A wave of power swept out of the stadium. Someone had tackled someone else, and the spectators were drinking in their sublimated blood rush. Drawing off their energy, Mimilticatl flung the keys at the gang leader, heating them and their pouch to incandescence in mid-air. The burning nylon struck the boy in the chest and stuck there, sputtering flame and oily black smoke.

"Yeow!" he screamed, batting at the flames with both hands. In his panic, he caught his opposite wrist with his own knife, and blood began pouring out over his hand.

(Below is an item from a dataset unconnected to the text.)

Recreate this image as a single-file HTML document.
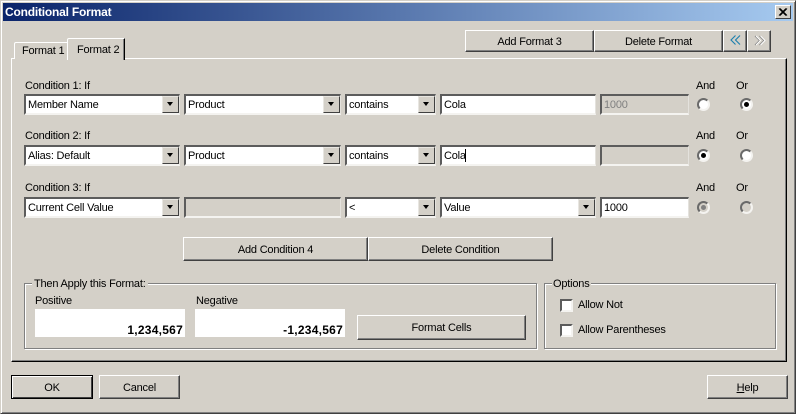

"Get him!" the others shouted, drawing their own knives and lunging toward Mimilticatl. Desperately, he cast more flame at them, but the play inside the stadium was over now, and the ephemeral power the crowd provided had faded again. Only the wounded boy's individual pain fueled his spell, and that barely gave him enough power to singe the other kids' already-curly hair, but it bought him enough time to leap to the hood, then to the top of the car.

The gang leader had succeeded in slapping out the flames. His chest was bright red, where it wasn't charred black, and his hands were covered with melted nylon and blood. "You shouldn't have done that, old man," he snarled, circling around the car to cut off Mimilticatl's escape.